I costi, come si diceva, gravano non poco sui bilanci familiari: 18mila euro la retribuzione lorda annua minima per badanti a tempo pieno, 9mila euro per colf con contratti da 20 ore a settimana (anche qui, in caso di persone non autosufficienti, si tratta di scelte obbligate per i caregiver). Le agevolazioni? Per ora sono previste deduzioni di contributi fino a 1.549,37 euro (per tutti i redditi) per tutte le categorie di lavoratori domestici, mentre solo per badanti di può detrarre il 19% della retribuzione fino ad un massimo d 2.100 euro e solo per chi ha redditi fino a 40mila euro.

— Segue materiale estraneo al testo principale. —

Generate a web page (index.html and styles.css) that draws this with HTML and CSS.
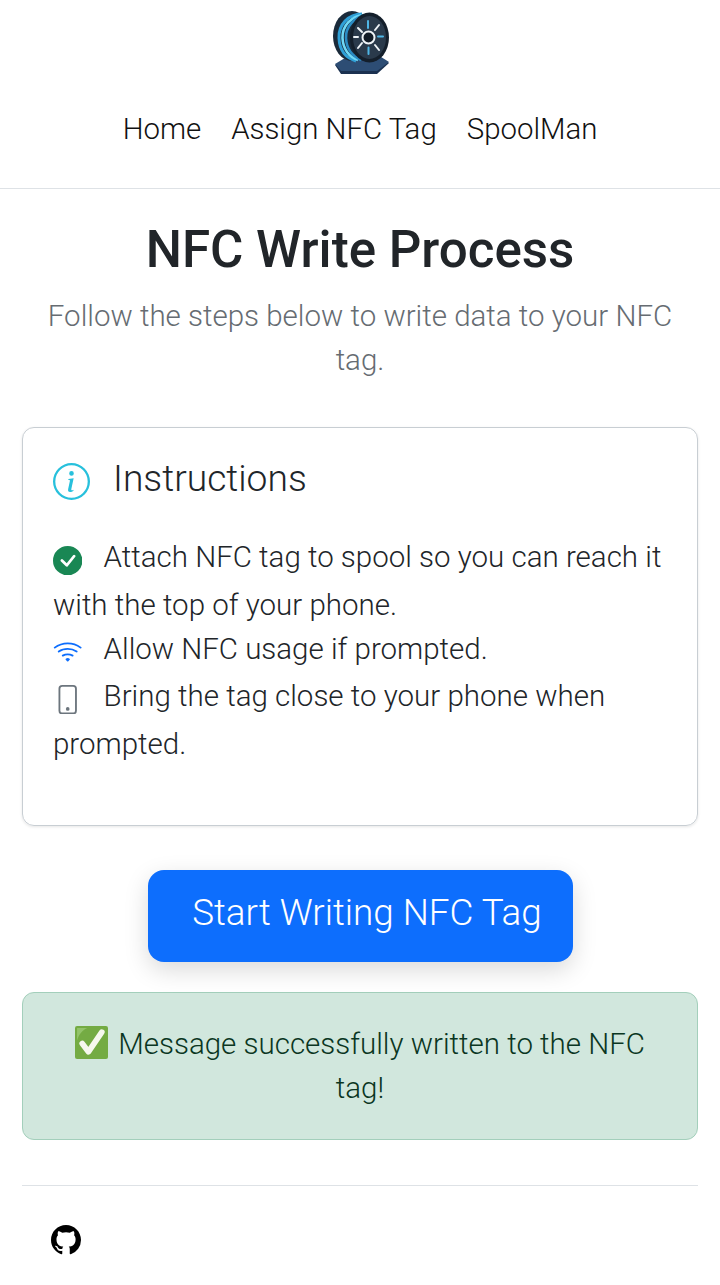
FILE: index.html
```html
<!DOCTYPE html>
<html lang="en">
<head>
  <meta charset="UTF-8" />
  <meta name="viewport" content="width=device-width, initial-scale=1.0"/>
  <title>NFC Write Process</title>
  <link rel="stylesheet" href="styles.css">
</head>
<body>

  <header class="site-header">
    <svg class="logo" viewBox="0 0 80 80" aria-hidden="true">
      <!-- stand -->
      <path d="M15 65 L30 56 H58 L69 63 L57 74 H21 Z" fill="#1b3150"/>
      <path d="M15 64 L30 55 H58 L69 62 L57 71 H21 Z" fill="#2d4d74"/>
      <!-- back flange and coils -->
      <ellipse cx="32" cy="36" rx="19" ry="25" fill="#1a2a3a"/>
      <path d="M42 14 C28 14 18.500 25 19 38 C19.500 50 26 58 36 61" fill="none" stroke="#2f9fd6" stroke-width="3"/>
      <path d="M44 15 C31 16 22 26 22.500 38 C23 49 29 57 38 60" fill="none" stroke="#6fd8f5" stroke-width="2.6"/>
      <path d="M46 15 C34 17 25.500 27 26 38 C26.500 48 32 56 41 60" fill="none" stroke="#2a8cc4" stroke-width="2.6"/>
      <!-- front flange -->
      <ellipse cx="49.500" cy="37.500" rx="19.500" ry="25" fill="#141f2b"/>
      <ellipse cx="49.500" cy="37.500" rx="16.500" ry="21.500" fill="#2a3a4b"/>
      <circle cx="48.5" cy="37.5" r="6" fill="#121c27" stroke="#eef3f7" stroke-width="2"/>
      <g stroke-width="2" stroke-linecap="round">
        <path d="M48 21 V28 M48.500 47.500 V54 M58 36.500 H63" stroke="#4fb6e6"/>
        <path d="M38 28 L42 32 M59 25 L55 30 M38 48 L42 43 M55 45 L59 50 M34 37 H38" stroke="#eef3f7"/>
      </g>
    </svg>
    <nav class="site-nav">
      <a href="#">Home</a>
      <a href="#">Assign NFC Tag</a>
      <a href="#">SpoolMan</a>
    </nav>
  </header>

  <main class="page">
    <h1>NFC Write Process</h1>
    <p class="lead">Follow the steps below to write data to your NFC tag.</p>

    <section class="card">
      <h2 class="card-title">
        <svg class="icon-title" viewBox="0 0 16 16" fill="#27c0dc" aria-hidden="true">
          <path d="M8 15A7 7 0 1 1 8 1a7 7 0 0 1 0 14zm0 1A8 8 0 1 0 8 0a8 8 0 0 0 0 16z"/>
          <path d="m8.93 6.588-2.29.287-.082.38.45.083c.294.07.352.176.288.469l-.738 3.468c-.194.897.105 1.319.808 1.319.545 0 1.178-.252 1.465-.598l.088-.416c-.2.176-.492.246-.686.246-.275 0-.375-.193-.304-.533L8.93 6.588zM9 4.5a1 1 0 1 1-2 0 1 1 0 0 1 2 0z"/>
        </svg>
        Instructions
      </h2>
      <p class="step">
        <svg class="icon-step" viewBox="0 0 16 16" fill="#198754" aria-hidden="true">
          <path d="M16 8A8 8 0 1 1 0 8a8 8 0 0 1 16 0zm-3.97-3.03a.75.75 0 0 0-1.08.022L7.477 9.417 5.384 7.323a.75.75 0 0 0-1.06 1.06L6.97 11.03a.75.75 0 0 0 1.079-.02l3.992-4.99a.75.75 0 0 0-.01-1.05z"/>
        </svg>
        Attach NFC tag to spool so you can reach it with the top of your phone.
      </p>
      <p class="step">
        <svg class="icon-step" viewBox="0 0 16 16" fill="#0d6efd" aria-hidden="true">
          <path d="M15.384 6.115a.485.485 0 0 0-.047-.736A12.444 12.444 0 0 0 8 3C5.259 3 2.723 3.882.663 5.379a.485.485 0 0 0-.048.736.518.518 0 0 0 .668.05A11.448 11.448 0 0 1 8 4c2.507 0 4.827.802 6.716 2.164.205.148.49.13.668-.049z"/>
          <path d="M13.229 8.271a.482.482 0 0 0-.063-.745A9.455 9.455 0 0 0 8 6c-1.905 0-3.68.56-5.166 1.526a.48.48 0 0 0-.063.745.525.525 0 0 0 .652.065A8.46 8.46 0 0 1 8 7a8.46 8.46 0 0 1 4.576 1.336c.206.132.48.108.653-.065zm-2.183 2.183c.226-.226.185-.605-.1-.75A6.473 6.473 0 0 0 8 9c-1.06 0-2.062.254-2.946.704-.285.145-.326.524-.1.75l.015.015c.16.16.407.19.611.09A5.478 5.478 0 0 1 8 10c.868 0 1.69.201 2.42.56.203.1.45.07.61-.091l.016-.015zM9.06 12.44c.196-.196.198-.52-.04-.66A1.99 1.99 0 0 0 8 11.5a1.99 1.99 0 0 0-1.02.28c-.238.14-.236.464-.04.66l.706.706a.5.5 0 0 0 .707 0l.707-.707z"/>
        </svg>
        Allow NFC usage if prompted.
      </p>
      <p class="step">
        <svg class="icon-step" viewBox="0 0 16 16" fill="#6c757d" aria-hidden="true">
          <path d="M11 1a1 1 0 0 1 1 1v12a1 1 0 0 1-1 1H5a1 1 0 0 1-1-1V2a1 1 0 0 1 1-1h6zM5 0a2 2 0 0 0-2 2v12a2 2 0 0 0 2 2h6a2 2 0 0 0 2-2V2a2 2 0 0 0-2-2H5z"/>
          <path d="M8 14a1 1 0 1 0 0-2 1 1 0 0 0 0 2z"/>
        </svg>
        Bring the tag close to your phone when prompted.
      </p>
    </section>

    <div class="action">
      <button class="btn-start" type="button">Start Writing NFC Tag</button>
    </div>

    <div class="alert-success">
      <svg class="icon-done" viewBox="0 0 32 32" aria-hidden="true">
        <rect x="0" y="0" width="32" height="32" rx="2" fill="#74ab43"/>
        <path d="M2 2 H12 C7 4 4 8 2 14 Z" fill="#93c36a"/>
        <path d="M7 17 L13 25 L26 6" fill="none" stroke="#f6f8ee" stroke-width="5.5" stroke-linecap="round" stroke-linejoin="round"/>
      </svg>
      Message successfully written to the NFC tag!
    </div>

    <footer class="site-footer">
      <a class="github-link" href="#" aria-label="GitHub">
        <svg viewBox="0 0 16 16" fill="#000" aria-hidden="true">
          <path d="M8 0C3.58 0 0 3.58 0 8c0 3.54 2.29 6.53 5.47 7.59.4.07.55-.17.55-.38 0-.19-.01-.82-.01-1.49-2.01.37-2.53-.49-2.69-.94-.09-.23-.48-.94-.82-1.13-.28-.15-.68-.52-.01-.53.63-.01 1.08.58 1.23.82.72 1.21 1.87.87 2.33.66.07-.52.28-.87.51-1.07-1.78-.2-3.64-.89-3.64-3.95 0-.87.31-1.59.82-2.15-.08-.2-.36-1.02.08-2.12 0 0 .67-.21 2.2.82.64-.18 1.32-.27 2-.27.68 0 1.36.09 2 .27 1.53-1.04 2.2-.82 2.2-.82.44 1.1.16 1.92.08 2.12.51.56.82 1.27.82 2.15 0 3.07-1.87 3.75-3.65 3.95.29.25.54.73.54 1.48 0 1.07-.01 1.93-.01 2.2 0 .21.15.46.55.38A8.012 8.012 0 0 0 16 8c0-4.42-3.58-8-8-8z"/>
        </svg>
      </a>
    </footer>
  </main>

</body>
</html>
```

FILE: styles.css
```css
* {
  box-sizing: border-box;
  margin: 0;
  padding: 0;
  font-family: Roboto, 'Liberation Sans', sans-serif;
}

body {
  background-color: #fff;
  color: #212529;
}

.site-header {
  display: flex;
  flex-direction: column;
  align-items: center;
  height: 189px;
  border-bottom: 1px solid #dee2e6;
}

.logo {
  width: 80px;
  height: 80px;
}

.site-nav {
  display: flex;
  gap: 30px;
  margin-top: 32px;
}

.site-nav a {
  color: #111;
  font-size: 29.4px;
  font-weight: 300;
  line-height: 34px;
  text-decoration: none;
}

.page {
  padding: 31px 22px 0;
}

h1 {
  font-size: 51.1px;
  font-weight: 500;
  line-height: 60px;
  text-align: center;
}

.lead {
  margin-top: 14px;
  color: #666c72;
  font-size: 29.5px;
  font-weight: 300;
  line-height: 44px;
  text-align: center;
}

.card {
  height: 399px;
  margin-top: 45px;
  padding: 29px 30px 30px;
  border: 1px solid #c8ced3;
  border-radius: 12px;
  box-shadow: 0 1px 3px rgba(0, 0, 0, 0.1);
}

.card-title {
  display: flex;
  align-items: center;
  gap: 23px;
  font-size: 37.2px;
  font-weight: 300;
  line-height: 43px;
}

.icon-title {
  width: 37px;
  height: 37px;
  margin-top: 6px;
}

.step {
  font-size: 29.5px;
  font-weight: 300;
  line-height: 44px;
}

.card-title + .step {
  margin-top: 35px;
}

.icon-step {
  width: 29.4px;
  height: 29.4px;
  margin-right: 14px;
  margin-bottom: 7.5px;
  vertical-align: -15.5px;
}

.action {
  display: flex;
  justify-content: center;
  margin-top: 44px;
}

.btn-start {
  width: 425px;
  height: 92px;
  padding-left: 14px;
  padding-bottom: 7px;
  border: none;
  border-radius: 16px;
  background-color: #0d6efd;
  color: #fff;
  font-size: 36.8px;
  font-weight: 300;
  box-shadow: 0 8px 24px rgba(0, 0, 0, 0.15);
}

.alert-success {
  margin-top: 30px;
  padding: 29px 30px;
  border: 1px solid #a3cfbb;
  border-radius: 12px;
  background-color: #d1e7dd;
  color: #0a3622;
  font-size: 29.5px;
  font-weight: 300;
  line-height: 44px;
  text-align: center;
}

.icon-done {
  width: 33px;
  height: 33px;
  margin-right: 3px;
  vertical-align: -5px;
}

.site-footer {
  margin-top: 45px;
  padding: 39px 29px 0;
  border-top: 1px solid #dee2e6;
}

.github-link {
  display: block;
  width: 30px;
  height: 30px;
}

.github-link svg {
  display: block;
  width: 30px;
  height: 30px;
}
```
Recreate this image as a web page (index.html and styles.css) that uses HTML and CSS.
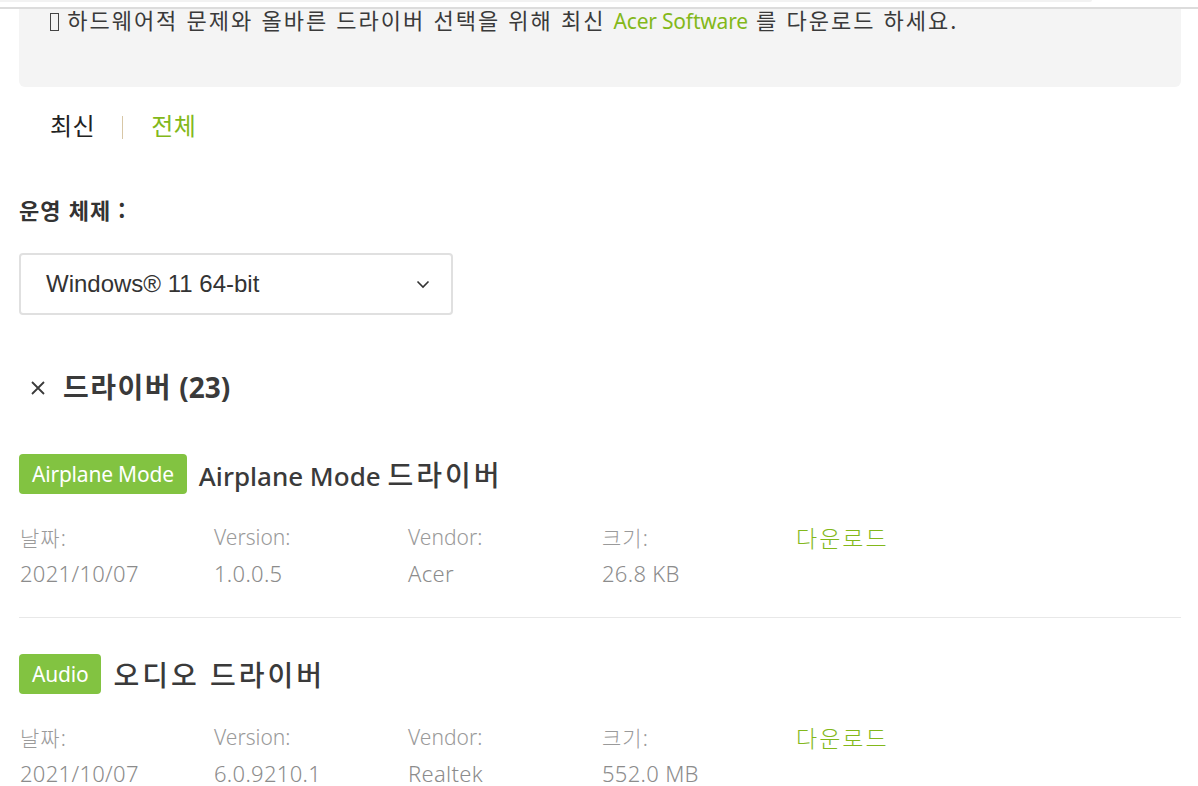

“La soluzione vera è quella che l’associazione chiede da anni – evidenzia Paris – ovvero la deduzione totale del costo del lavoro. Bisogna considerare la famiglia come una piccola impresa, che può quindi dedurre il costo dei dipendenti. Questo aiuterebbe ad affrontare i rincari, ma sarebbe anche un incentivo alle regolarizzazioni, visto che molti rapporti di lavoro domestico non sono dichiarati”. C’è, infatti, chi cerca di risparmiare pagando in nero il lavoratore.

“Il carovita è diventato pesante per la famiglie e si pensa di tenere nel sommerso per cercare di risparmiare qualcosa. Un atteggiamento sbagliato e rischioso per lo stesso datore di lavoro, ma per scongiurarlo serve un supporto maggiore a favore delle famiglie”.